## [DATA PROVIDED]

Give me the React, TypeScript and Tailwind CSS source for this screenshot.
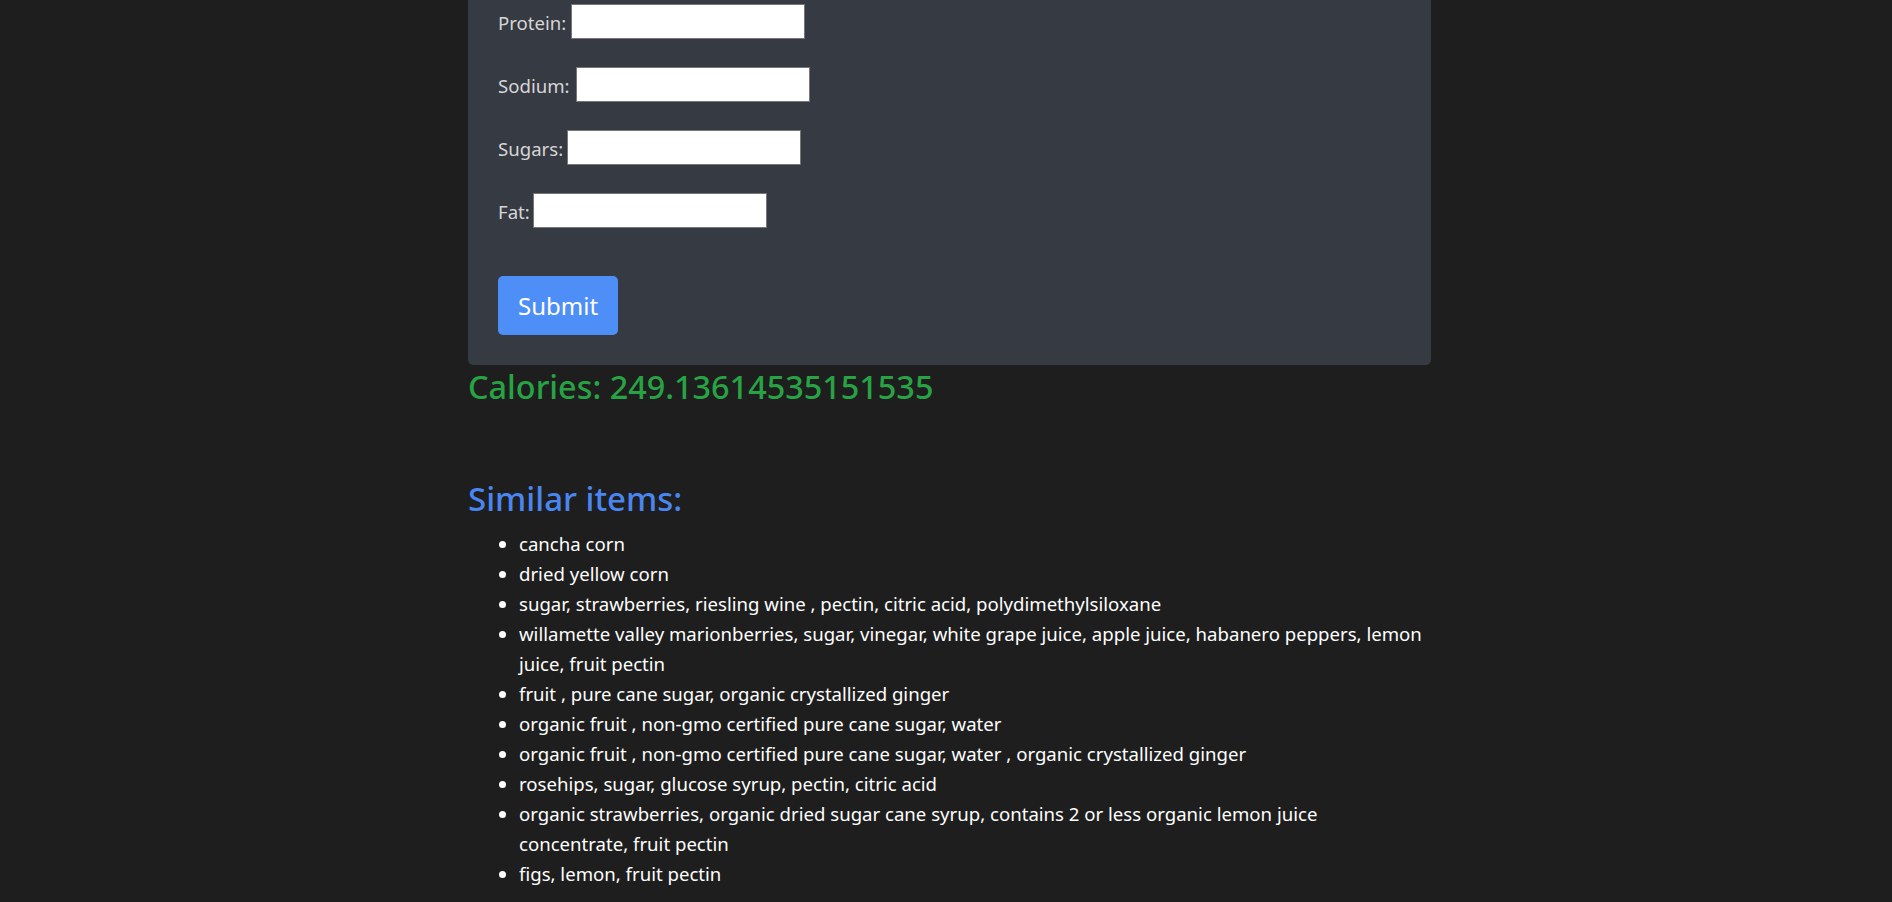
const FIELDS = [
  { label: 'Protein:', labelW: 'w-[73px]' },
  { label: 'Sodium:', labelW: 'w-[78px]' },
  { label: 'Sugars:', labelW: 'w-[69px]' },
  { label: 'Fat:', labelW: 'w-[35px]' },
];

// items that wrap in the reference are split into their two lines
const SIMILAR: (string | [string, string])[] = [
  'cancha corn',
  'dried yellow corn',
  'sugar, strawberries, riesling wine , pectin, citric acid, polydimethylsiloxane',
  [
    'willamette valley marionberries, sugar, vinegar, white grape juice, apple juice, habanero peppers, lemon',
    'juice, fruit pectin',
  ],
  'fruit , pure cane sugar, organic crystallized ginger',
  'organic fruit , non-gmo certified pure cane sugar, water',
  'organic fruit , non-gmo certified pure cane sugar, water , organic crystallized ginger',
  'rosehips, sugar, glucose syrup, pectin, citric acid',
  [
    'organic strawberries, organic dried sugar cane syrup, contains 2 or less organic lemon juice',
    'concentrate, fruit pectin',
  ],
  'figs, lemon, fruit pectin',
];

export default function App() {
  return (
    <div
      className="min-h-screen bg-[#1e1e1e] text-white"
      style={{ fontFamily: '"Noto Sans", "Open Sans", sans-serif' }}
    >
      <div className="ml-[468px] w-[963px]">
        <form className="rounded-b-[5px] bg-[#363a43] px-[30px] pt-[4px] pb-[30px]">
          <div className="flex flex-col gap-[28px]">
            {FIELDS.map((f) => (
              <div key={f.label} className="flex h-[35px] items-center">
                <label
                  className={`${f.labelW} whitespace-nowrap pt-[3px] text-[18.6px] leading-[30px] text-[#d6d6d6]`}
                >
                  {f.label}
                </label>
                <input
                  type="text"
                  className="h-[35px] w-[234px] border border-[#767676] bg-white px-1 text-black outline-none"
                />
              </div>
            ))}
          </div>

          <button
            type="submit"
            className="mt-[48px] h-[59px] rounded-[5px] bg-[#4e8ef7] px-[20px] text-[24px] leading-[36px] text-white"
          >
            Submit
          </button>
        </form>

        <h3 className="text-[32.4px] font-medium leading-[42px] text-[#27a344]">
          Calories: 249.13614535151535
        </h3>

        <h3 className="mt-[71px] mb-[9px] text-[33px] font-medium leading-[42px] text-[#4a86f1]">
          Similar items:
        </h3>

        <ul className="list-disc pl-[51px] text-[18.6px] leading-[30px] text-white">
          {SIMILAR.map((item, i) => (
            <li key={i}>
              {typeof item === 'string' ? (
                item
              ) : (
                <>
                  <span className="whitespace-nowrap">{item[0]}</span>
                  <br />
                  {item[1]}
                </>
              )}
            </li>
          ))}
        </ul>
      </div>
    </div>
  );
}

## [WHAT YOU NEED TO DO]
Exclude the pictures, and transcribe all of the material exactly.

## [ANSWER BELOW]
Give me the React, TypeScript and Tailwind CSS source for this screenshot.
const FIELDS = [
  { label: 'Protein:', labelW: 'w-[73px]' },
  { label: 'Sodium:', labelW: 'w-[78px]' },
  { label: 'Sugars:', labelW: 'w-[69px]' },
  { label: 'Fat:', labelW: 'w-[35px]' },
];

// items that wrap in the reference are split into their two lines
const SIMILAR: (string | [string, string])[] = [
  'cancha corn',
  'dried yellow corn',
  'sugar, strawberries, riesling wine , pectin, citric acid, polydimethylsiloxane',
  [
    'willamette valley marionberries, sugar, vinegar, white grape juice, apple juice, habanero peppers, lemon',
    'juice, fruit pectin',
  ],
  'fruit , pure cane sugar, organic crystallized ginger',
  'organic fruit , non-gmo certified pure cane sugar, water',
  'organic fruit , non-gmo certified pure cane sugar, water , organic crystallized ginger',
  'rosehips, sugar, glucose syrup, pectin, citric acid',
  [
    'organic strawberries, organic dried sugar cane syrup, contains 2 or less organic lemon juice',
    'concentrate, fruit pectin',
  ],
  'figs, lemon, fruit pectin',
];

export default function App() {
  return (
    <div
      className="min-h-screen bg-[#1e1e1e] text-white"
      style={{ fontFamily: '"Noto Sans", "Open Sans", sans-serif' }}
    >
      <div className="ml-[468px] w-[963px]">
        <form className="rounded-b-[5px] bg-[#363a43] px-[30px] pt-[4px] pb-[30px]">
          <div className="flex flex-col gap-[28px]">
            {FIELDS.map((f) => (
              <div key={f.label} className="flex h-[35px] items-center">
                <label
                  className={`${f.labelW} whitespace-nowrap pt-[3px] text-[18.6px] leading-[30px] text-[#d6d6d6]`}
                >
                  {f.label}
                </label>
                <input
                  type="text"
                  className="h-[35px] w-[234px] border border-[#767676] bg-white px-1 text-black outline-none"
                />
              </div>
            ))}
          </div>

          <button
            type="submit"
            className="mt-[48px] h-[59px] rounded-[5px] bg-[#4e8ef7] px-[20px] text-[24px] leading-[36px] text-white"
          >
            Submit
          </button>
        </form>

        <h3 className="text-[32.4px] font-medium leading-[42px] text-[#27a344]">
          Calories: 249.13614535151535
        </h3>

        <h3 className="mt-[71px] mb-[9px] text-[33px] font-medium leading-[42px] text-[#4a86f1]">
          Similar items:
        </h3>

        <ul className="list-disc pl-[51px] text-[18.6px] leading-[30px] text-white">
          {SIMILAR.map((item, i) => (
            <li key={i}>
              {typeof item === 'string' ? (
                item
              ) : (
                <>
                  <span className="whitespace-nowrap">{item[0]}</span>
                  <br />
                  {item[1]}
                </>
              )}
            </li>
          ))}
        </ul>
      </div>
    </div>
  );
}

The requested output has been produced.